#### Exercise:
Reproduce the listing exactly, with no pictures in your copy.
** begin Data **
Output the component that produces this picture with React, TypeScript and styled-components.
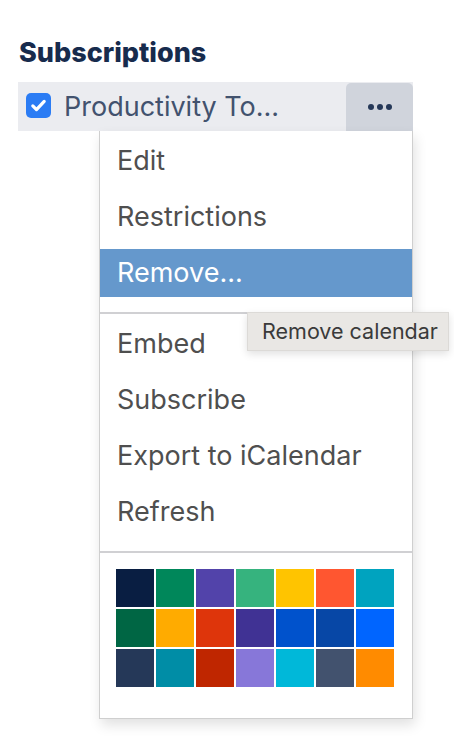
import styled, { createGlobalStyle } from 'styled-components';

const colors = [
	'#091E42', '#00875A', '#5243AA', '#36B37E', '#FFC400', '#FF5630', '#00A3BF',
	'#006644', '#FFAB00', '#DE350B', '#403294', '#0052CC', '#0747A6', '#0065FF',
	'#253858', '#008DA6', '#BF2600', '#8777D9', '#00B8D9', '#42526E', '#FF8B00',
];

const topItems = ['Edit', 'Restrictions', 'Remove...'];
const bottomItems = ['Embed', 'Subscribe', 'Export to iCalendar', 'Refresh'];

const App: React.FC = () => {
	return (
		<Page>
			<GlobalStyle />
			<Title>Subscriptions</Title>
			<CalendarWrap>
				<CalendarRow>
					<CheckBox>
						<svg width='19' height='19' viewBox='0 0 16 16'>
							<path d='M3.2 8.4l3.1 3.1L12.8 4.6' fill='none' stroke='#fff' strokeWidth='2.7' strokeLinecap='round' strokeLinejoin='round' />
						</svg>
					</CheckBox>
					<CalendarName>Productivity To...</CalendarName>
					<MoreButton>
						<Dot />
						<Dot />
						<Dot />
					</MoreButton>
				</CalendarRow>

				<Menu>
					<MenuSection>
						{topItems.map(item => (
							<MenuItem key={item} $active={item === 'Remove...'}>
								{item}
							</MenuItem>
						))}
					</MenuSection>
					<MenuSection>
						{bottomItems.map(item => (
							<MenuItem key={item}>{item}</MenuItem>
						))}
					</MenuSection>
					<ColorSection>
						<ColorGrid>
							{colors.map(c => (
								<Swatch key={c} $color={c} />
							))}
						</ColorGrid>
					</ColorSection>
				</Menu>

				<Tooltip>Remove calendar</Tooltip>
			</CalendarWrap>
		</Page>
	);
};

//Styled Component
const GlobalStyle = createGlobalStyle`
	body {
		margin: 0;
		background: #ffffff;
		font-family: Inter, 'Liberation Sans', sans-serif;
	}
`;

const Page = styled.div`
	width: 454px;
	height: 740px;
	padding: 38px 0 0 18px;
	box-sizing: border-box;
	overflow: hidden;
`;

const Title = styled.h2`
	margin: 0 0 14px 1px;
	font-size: 27px;
	line-height: 30px;
	font-weight: 800;
	color: #172b4d;
`;

const CalendarWrap = styled.div`
	position: relative;
	width: 395px;
`;

const CalendarRow = styled.div`
	display: flex;
	align-items: center;
	height: 49px;
	padding-left: 8px;
	background-color: #ebecf0;
`;

const CheckBox = styled.div`
	width: 25px;
	height: 25px;
	border-radius: 5px;
	background-color: #2b7cf4;
	display: flex;
	align-items: center;
	justify-content: center;
	margin-top: -2px;
`;

const CalendarName = styled.div`
	margin-left: 13px;
	font-size: 27px;
	color: #42526e;
	white-space: nowrap;
`;

const MoreButton = styled.div`
	margin-left: auto;
	align-self: flex-end;
	width: 67px;
	height: 48px;
	border-radius: 5px 5px 0 0;
	background-color: #d0d4dc;
	display: flex;
	align-items: center;
	justify-content: center;
	gap: 3px;
`;

const Dot = styled.span`
	width: 6px;
	height: 6px;
	border-radius: 50%;
	background-color: #253858;
`;

const Menu = styled.div`
	position: absolute;
	top: 49px;
	left: 81px;
	width: 314px;
	height: 588px;
	box-sizing: border-box;
	background-color: #ffffff;
	border: 1px solid #cfcfcf;
	border-top: none;
	box-shadow: 2px 6px 12px rgba(0, 0, 0, 0.12);
`;

const MenuSection = styled.div`
	display: flex;
	flex-direction: column;
	gap: 8px;
	padding: 6px 0 15px;
	border-bottom: 2px solid #d0d0d3;
`;

const MenuItem = styled.div<{ $active?: boolean }>`
	height: 48px;
	line-height: 48px;
	padding-left: 17px;
	font-size: 27px;
	color: ${p => (p.$active ? '#ffffff' : '#4f4f4f')};
	background-color: ${p => (p.$active ? '#6598cc' : 'transparent')};
`;

const ColorSection = styled.div`
	padding: 16px 0 0 16px;
`;

const ColorGrid = styled.div`
	display: grid;
	grid-template-columns: repeat(7, 38px);
	grid-auto-rows: 38px;
	gap: 2px;
`;

const Swatch = styled.div<{ $color: string }>`
	background-color: ${p => p.$color};
`;

const Tooltip = styled.div`
	position: absolute;
	top: 230px;
	left: 229px;
	height: 37px;
	padding: 0 10px 0 14px;
	line-height: 37px;
	font-size: 21.5px;
	color: #3a3a3a;
	background-color: #e9e7e4;
	border: 1px solid #dcdad7;
	box-shadow: 0 3px 8px rgba(0, 0, 0, 0.12);
	white-space: nowrap;
`;

export default App;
** end Data **
#### The solution:
Output the component that produces this picture with React, TypeScript and styled-components.
import styled, { createGlobalStyle } from 'styled-components';

const colors = [
	'#091E42', '#00875A', '#5243AA', '#36B37E', '#FFC400', '#FF5630', '#00A3BF',
	'#006644', '#FFAB00', '#DE350B', '#403294', '#0052CC', '#0747A6', '#0065FF',
	'#253858', '#008DA6', '#BF2600', '#8777D9', '#00B8D9', '#42526E', '#FF8B00',
];

const topItems = ['Edit', 'Restrictions', 'Remove...'];
const bottomItems = ['Embed', 'Subscribe', 'Export to iCalendar', 'Refresh'];

const App: React.FC = () => {
	return (
		<Page>
			<GlobalStyle />
			<Title>Subscriptions</Title>
			<CalendarWrap>
				<CalendarRow>
					<CheckBox>
						<svg width='19' height='19' viewBox='0 0 16 16'>
							<path d='M3.2 8.4l3.1 3.1L12.8 4.6' fill='none' stroke='#fff' strokeWidth='2.7' strokeLinecap='round' strokeLinejoin='round' />
						</svg>
					</CheckBox>
					<CalendarName>Productivity To...</CalendarName>
					<MoreButton>
						<Dot />
						<Dot />
						<Dot />
					</MoreButton>
				</CalendarRow>

				<Menu>
					<MenuSection>
						{topItems.map(item => (
							<MenuItem key={item} $active={item === 'Remove...'}>
								{item}
							</MenuItem>
						))}
					</MenuSection>
					<MenuSection>
						{bottomItems.map(item => (
							<MenuItem key={item}>{item}</MenuItem>
						))}
					</MenuSection>
					<ColorSection>
						<ColorGrid>
							{colors.map(c => (
								<Swatch key={c} $color={c} />
							))}
						</ColorGrid>
					</ColorSection>
				</Menu>

				<Tooltip>Remove calendar</Tooltip>
			</CalendarWrap>
		</Page>
	);
};

//Styled Component
const GlobalStyle = createGlobalStyle`
	body {
		margin: 0;
		background: #ffffff;
		font-family: Inter, 'Liberation Sans', sans-serif;
	}
`;

const Page = styled.div`
	width: 454px;
	height: 740px;
	padding: 38px 0 0 18px;
	box-sizing: border-box;
	overflow: hidden;
`;

const Title = styled.h2`
	margin: 0 0 14px 1px;
	font-size: 27px;
	line-height: 30px;
	font-weight: 800;
	color: #172b4d;
`;

const CalendarWrap = styled.div`
	position: relative;
	width: 395px;
`;

const CalendarRow = styled.div`
	display: flex;
	align-items: center;
	height: 49px;
	padding-left: 8px;
	background-color: #ebecf0;
`;

const CheckBox = styled.div`
	width: 25px;
	height: 25px;
	border-radius: 5px;
	background-color: #2b7cf4;
	display: flex;
	align-items: center;
	justify-content: center;
	margin-top: -2px;
`;

const CalendarName = styled.div`
	margin-left: 13px;
	font-size: 27px;
	color: #42526e;
	white-space: nowrap;
`;

const MoreButton = styled.div`
	margin-left: auto;
	align-self: flex-end;
	width: 67px;
	height: 48px;
	border-radius: 5px 5px 0 0;
	background-color: #d0d4dc;
	display: flex;
	align-items: center;
	justify-content: center;
	gap: 3px;
`;

const Dot = styled.span`
	width: 6px;
	height: 6px;
	border-radius: 50%;
	background-color: #253858;
`;

const Menu = styled.div`
	position: absolute;
	top: 49px;
	left: 81px;
	width: 314px;
	height: 588px;
	box-sizing: border-box;
	background-color: #ffffff;
	border: 1px solid #cfcfcf;
	border-top: none;
	box-shadow: 2px 6px 12px rgba(0, 0, 0, 0.12);
`;

const MenuSection = styled.div`
	display: flex;
	flex-direction: column;
	gap: 8px;
	padding: 6px 0 15px;
	border-bottom: 2px solid #d0d0d3;
`;

const MenuItem = styled.div<{ $active?: boolean }>`
	height: 48px;
	line-height: 48px;
	padding-left: 17px;
	font-size: 27px;
	color: ${p => (p.$active ? '#ffffff' : '#4f4f4f')};
	background-color: ${p => (p.$active ? '#6598cc' : 'transparent')};
`;

const ColorSection = styled.div`
	padding: 16px 0 0 16px;
`;

const ColorGrid = styled.div`
	display: grid;
	grid-template-columns: repeat(7, 38px);
	grid-auto-rows: 38px;
	gap: 2px;
`;

const Swatch = styled.div<{ $color: string }>`
	background-color: ${p => p.$color};
`;

const Tooltip = styled.div`
	position: absolute;
	top: 230px;
	left: 229px;
	height: 37px;
	padding: 0 10px 0 14px;
	line-height: 37px;
	font-size: 21.5px;
	color: #3a3a3a;
	background-color: #e9e7e4;
	border: 1px solid #dcdad7;
	box-shadow: 0 3px 8px rgba(0, 0, 0, 0.12);
	white-space: nowrap;
`;

export default App;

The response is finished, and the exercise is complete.